======== AVAILABLE DATA ========
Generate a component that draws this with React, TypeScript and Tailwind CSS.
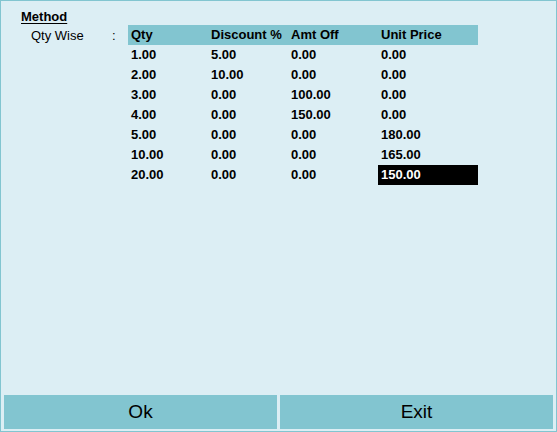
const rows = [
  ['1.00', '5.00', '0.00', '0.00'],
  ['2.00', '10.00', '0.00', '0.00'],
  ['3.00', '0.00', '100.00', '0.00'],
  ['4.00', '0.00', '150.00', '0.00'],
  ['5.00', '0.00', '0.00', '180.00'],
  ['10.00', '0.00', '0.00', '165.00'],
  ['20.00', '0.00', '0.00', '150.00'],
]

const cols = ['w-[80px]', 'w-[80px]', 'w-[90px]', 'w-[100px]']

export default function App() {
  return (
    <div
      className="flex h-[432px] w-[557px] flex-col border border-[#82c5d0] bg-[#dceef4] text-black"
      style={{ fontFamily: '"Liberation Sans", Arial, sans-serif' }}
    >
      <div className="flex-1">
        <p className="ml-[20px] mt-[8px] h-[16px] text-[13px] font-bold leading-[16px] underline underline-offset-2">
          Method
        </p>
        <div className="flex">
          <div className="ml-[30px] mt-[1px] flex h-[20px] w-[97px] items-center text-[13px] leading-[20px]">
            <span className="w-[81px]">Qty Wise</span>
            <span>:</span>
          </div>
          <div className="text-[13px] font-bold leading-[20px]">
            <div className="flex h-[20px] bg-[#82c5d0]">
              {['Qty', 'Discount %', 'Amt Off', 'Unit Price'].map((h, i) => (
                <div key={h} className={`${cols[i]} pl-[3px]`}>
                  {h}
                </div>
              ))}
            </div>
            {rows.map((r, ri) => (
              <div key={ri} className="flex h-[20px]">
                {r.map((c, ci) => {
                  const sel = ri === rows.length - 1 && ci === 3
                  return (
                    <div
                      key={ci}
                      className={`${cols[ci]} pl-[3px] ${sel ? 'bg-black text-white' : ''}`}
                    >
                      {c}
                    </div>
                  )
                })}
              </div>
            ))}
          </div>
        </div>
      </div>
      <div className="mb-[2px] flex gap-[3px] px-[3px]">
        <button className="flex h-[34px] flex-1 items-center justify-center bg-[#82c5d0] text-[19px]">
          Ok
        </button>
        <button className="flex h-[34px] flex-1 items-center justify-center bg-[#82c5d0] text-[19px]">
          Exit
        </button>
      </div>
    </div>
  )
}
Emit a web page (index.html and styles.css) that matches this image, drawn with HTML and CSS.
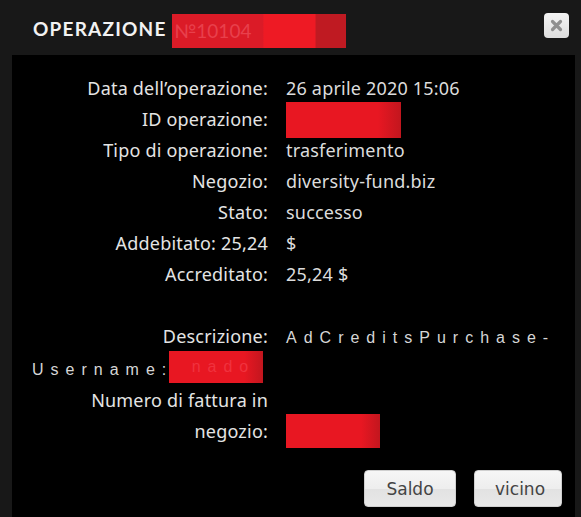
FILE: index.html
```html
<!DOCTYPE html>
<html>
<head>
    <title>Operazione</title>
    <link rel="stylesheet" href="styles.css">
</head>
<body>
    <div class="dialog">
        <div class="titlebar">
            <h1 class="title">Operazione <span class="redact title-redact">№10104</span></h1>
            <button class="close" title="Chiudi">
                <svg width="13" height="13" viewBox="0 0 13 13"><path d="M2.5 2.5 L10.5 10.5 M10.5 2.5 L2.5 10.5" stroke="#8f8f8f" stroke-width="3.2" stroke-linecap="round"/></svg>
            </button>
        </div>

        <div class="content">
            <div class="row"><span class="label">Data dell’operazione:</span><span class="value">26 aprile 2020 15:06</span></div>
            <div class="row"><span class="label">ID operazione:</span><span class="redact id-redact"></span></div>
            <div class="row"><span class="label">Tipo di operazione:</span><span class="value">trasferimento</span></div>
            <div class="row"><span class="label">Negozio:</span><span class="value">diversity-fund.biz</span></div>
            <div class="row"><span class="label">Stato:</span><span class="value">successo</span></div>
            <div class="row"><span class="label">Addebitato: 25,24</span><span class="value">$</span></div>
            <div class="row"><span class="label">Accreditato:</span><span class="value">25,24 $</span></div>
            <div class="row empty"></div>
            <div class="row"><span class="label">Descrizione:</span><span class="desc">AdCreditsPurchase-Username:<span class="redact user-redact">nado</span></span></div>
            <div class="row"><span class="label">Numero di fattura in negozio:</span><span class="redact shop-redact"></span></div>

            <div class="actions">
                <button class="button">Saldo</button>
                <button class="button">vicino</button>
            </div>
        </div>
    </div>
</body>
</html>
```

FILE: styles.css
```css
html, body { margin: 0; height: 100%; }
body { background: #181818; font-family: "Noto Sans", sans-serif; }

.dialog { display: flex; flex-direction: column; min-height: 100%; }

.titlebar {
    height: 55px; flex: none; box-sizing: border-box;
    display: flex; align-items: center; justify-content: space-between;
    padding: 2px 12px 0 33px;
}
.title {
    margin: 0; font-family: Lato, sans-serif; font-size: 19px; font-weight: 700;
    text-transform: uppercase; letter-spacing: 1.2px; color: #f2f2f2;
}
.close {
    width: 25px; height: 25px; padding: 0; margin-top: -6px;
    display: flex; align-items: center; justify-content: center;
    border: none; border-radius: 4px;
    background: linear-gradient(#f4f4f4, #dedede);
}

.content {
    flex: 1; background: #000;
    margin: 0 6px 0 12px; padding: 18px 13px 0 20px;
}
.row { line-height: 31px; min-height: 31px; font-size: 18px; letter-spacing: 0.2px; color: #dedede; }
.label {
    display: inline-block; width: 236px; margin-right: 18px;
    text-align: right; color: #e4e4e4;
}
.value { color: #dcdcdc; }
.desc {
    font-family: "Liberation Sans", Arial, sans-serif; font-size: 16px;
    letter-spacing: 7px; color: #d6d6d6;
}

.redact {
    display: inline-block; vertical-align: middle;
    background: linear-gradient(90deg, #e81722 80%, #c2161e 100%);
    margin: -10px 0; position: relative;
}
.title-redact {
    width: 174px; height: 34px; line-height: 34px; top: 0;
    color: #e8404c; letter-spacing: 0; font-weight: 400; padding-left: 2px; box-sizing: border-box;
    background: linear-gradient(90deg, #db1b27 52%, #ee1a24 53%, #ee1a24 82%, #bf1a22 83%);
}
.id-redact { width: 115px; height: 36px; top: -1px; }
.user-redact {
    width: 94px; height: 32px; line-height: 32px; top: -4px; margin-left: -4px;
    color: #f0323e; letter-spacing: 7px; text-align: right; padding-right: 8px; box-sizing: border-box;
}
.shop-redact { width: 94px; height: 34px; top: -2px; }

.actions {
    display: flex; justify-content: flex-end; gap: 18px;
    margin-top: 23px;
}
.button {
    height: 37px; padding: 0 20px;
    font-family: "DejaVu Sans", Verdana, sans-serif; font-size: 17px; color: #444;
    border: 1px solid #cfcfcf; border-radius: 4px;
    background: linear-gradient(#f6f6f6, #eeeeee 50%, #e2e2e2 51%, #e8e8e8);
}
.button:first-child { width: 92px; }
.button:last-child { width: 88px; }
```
========
REQUIREMENTS
Quote all of the entries word for word, omitting any pictures.

SOLUTION FOR THIS PROBLEM
Generate a component that draws this with React, TypeScript and Tailwind CSS.
const rows = [
  ['1.00', '5.00', '0.00', '0.00'],
  ['2.00', '10.00', '0.00', '0.00'],
  ['3.00', '0.00', '100.00', '0.00'],
  ['4.00', '0.00', '150.00', '0.00'],
  ['5.00', '0.00', '0.00', '180.00'],
  ['10.00', '0.00', '0.00', '165.00'],
  ['20.00', '0.00', '0.00', '150.00'],
]

const cols = ['w-[80px]', 'w-[80px]', 'w-[90px]', 'w-[100px]']

export default function App() {
  return (
    <div
      className="flex h-[432px] w-[557px] flex-col border border-[#82c5d0] bg-[#dceef4] text-black"
      style={{ fontFamily: '"Liberation Sans", Arial, sans-serif' }}
    >
      <div className="flex-1">
        <p className="ml-[20px] mt-[8px] h-[16px] text-[13px] font-bold leading-[16px] underline underline-offset-2">
          Method
        </p>
        <div className="flex">
          <div className="ml-[30px] mt-[1px] flex h-[20px] w-[97px] items-center text-[13px] leading-[20px]">
            <span className="w-[81px]">Qty Wise</span>
            <span>:</span>
          </div>
          <div className="text-[13px] font-bold leading-[20px]">
            <div className="flex h-[20px] bg-[#82c5d0]">
              {['Qty', 'Discount %', 'Amt Off', 'Unit Price'].map((h, i) => (
                <div key={h} className={`${cols[i]} pl-[3px]`}>
                  {h}
                </div>
              ))}
            </div>
            {rows.map((r, ri) => (
              <div key={ri} className="flex h-[20px]">
                {r.map((c, ci) => {
                  const sel = ri === rows.length - 1 && ci === 3
                  return (
                    <div
                      key={ci}
                      className={`${cols[ci]} pl-[3px] ${sel ? 'bg-black text-white' : ''}`}
                    >
                      {c}
                    </div>
                  )
                })}
              </div>
            ))}
          </div>
        </div>
      </div>
      <div className="mb-[2px] flex gap-[3px] px-[3px]">
        <button className="flex h-[34px] flex-1 items-center justify-center bg-[#82c5d0] text-[19px]">
          Ok
        </button>
        <button className="flex h-[34px] flex-1 items-center justify-center bg-[#82c5d0] text-[19px]">
          Exit
        </button>
      </div>
    </div>
  )
}
Emit a web page (index.html and styles.css) that matches this image, drawn with HTML and CSS.
FILE: index.html
```html
<!DOCTYPE html>
<html>
<head>
    <title>Operazione</title>
    <link rel="stylesheet" href="styles.css">
</head>
<body>
    <div class="dialog">
        <div class="titlebar">
            <h1 class="title">Operazione <span class="redact title-redact">№10104</span></h1>
            <button class="close" title="Chiudi">
                <svg width="13" height="13" viewBox="0 0 13 13"><path d="M2.5 2.5 L10.5 10.5 M10.5 2.5 L2.5 10.5" stroke="#8f8f8f" stroke-width="3.2" stroke-linecap="round"/></svg>
            </button>
        </div>

        <div class="content">
            <div class="row"><span class="label">Data dell’operazione:</span><span class="value">26 aprile 2020 15:06</span></div>
            <div class="row"><span class="label">ID operazione:</span><span class="redact id-redact"></span></div>
            <div class="row"><span class="label">Tipo di operazione:</span><span class="value">trasferimento</span></div>
            <div class="row"><span class="label">Negozio:</span><span class="value">diversity-fund.biz</span></div>
            <div class="row"><span class="label">Stato:</span><span class="value">successo</span></div>
            <div class="row"><span class="label">Addebitato: 25,24</span><span class="value">$</span></div>
            <div class="row"><span class="label">Accreditato:</span><span class="value">25,24 $</span></div>
            <div class="row empty"></div>
            <div class="row"><span class="label">Descrizione:</span><span class="desc">AdCreditsPurchase-Username:<span class="redact user-redact">nado</span></span></div>
            <div class="row"><span class="label">Numero di fattura in negozio:</span><span class="redact shop-redact"></span></div>

            <div class="actions">
                <button class="button">Saldo</button>
                <button class="button">vicino</button>
            </div>
        </div>
    </div>
</body>
</html>
```

FILE: styles.css
```css
html, body { margin: 0; height: 100%; }
body { background: #181818; font-family: "Noto Sans", sans-serif; }

.dialog { display: flex; flex-direction: column; min-height: 100%; }

.titlebar {
    height: 55px; flex: none; box-sizing: border-box;
    display: flex; align-items: center; justify-content: space-between;
    padding: 2px 12px 0 33px;
}
.title {
    margin: 0; font-family: Lato, sans-serif; font-size: 19px; font-weight: 700;
    text-transform: uppercase; letter-spacing: 1.2px; color: #f2f2f2;
}
.close {
    width: 25px; height: 25px; padding: 0; margin-top: -6px;
    display: flex; align-items: center; justify-content: center;
    border: none; border-radius: 4px;
    background: linear-gradient(#f4f4f4, #dedede);
}

.content {
    flex: 1; background: #000;
    margin: 0 6px 0 12px; padding: 18px 13px 0 20px;
}
.row { line-height: 31px; min-height: 31px; font-size: 18px; letter-spacing: 0.2px; color: #dedede; }
.label {
    display: inline-block; width: 236px; margin-right: 18px;
    text-align: right; color: #e4e4e4;
}
.value { color: #dcdcdc; }
.desc {
    font-family: "Liberation Sans", Arial, sans-serif; font-size: 16px;
    letter-spacing: 7px; color: #d6d6d6;
}

.redact {
    display: inline-block; vertical-align: middle;
    background: linear-gradient(90deg, #e81722 80%, #c2161e 100%);
    margin: -10px 0; position: relative;
}
.title-redact {
    width: 174px; height: 34px; line-height: 34px; top: 0;
    color: #e8404c; letter-spacing: 0; font-weight: 400; padding-left: 2px; box-sizing: border-box;
    background: linear-gradient(90deg, #db1b27 52%, #ee1a24 53%, #ee1a24 82%, #bf1a22 83%);
}
.id-redact { width: 115px; height: 36px; top: -1px; }
.user-redact {
    width: 94px; height: 32px; line-height: 32px; top: -4px; margin-left: -4px;
    color: #f0323e; letter-spacing: 7px; text-align: right; padding-right: 8px; box-sizing: border-box;
}
.shop-redact { width: 94px; height: 34px; top: -2px; }

.actions {
    display: flex; justify-content: flex-end; gap: 18px;
    margin-top: 23px;
}
.button {
    height: 37px; padding: 0 20px;
    font-family: "DejaVu Sans", Verdana, sans-serif; font-size: 17px; color: #444;
    border: 1px solid #cfcfcf; border-radius: 4px;
    background: linear-gradient(#f6f6f6, #eeeeee 50%, #e2e2e2 51%, #e8e8e8);
}
.button:first-child { width: 92px; }
.button:last-child { width: 88px; }
```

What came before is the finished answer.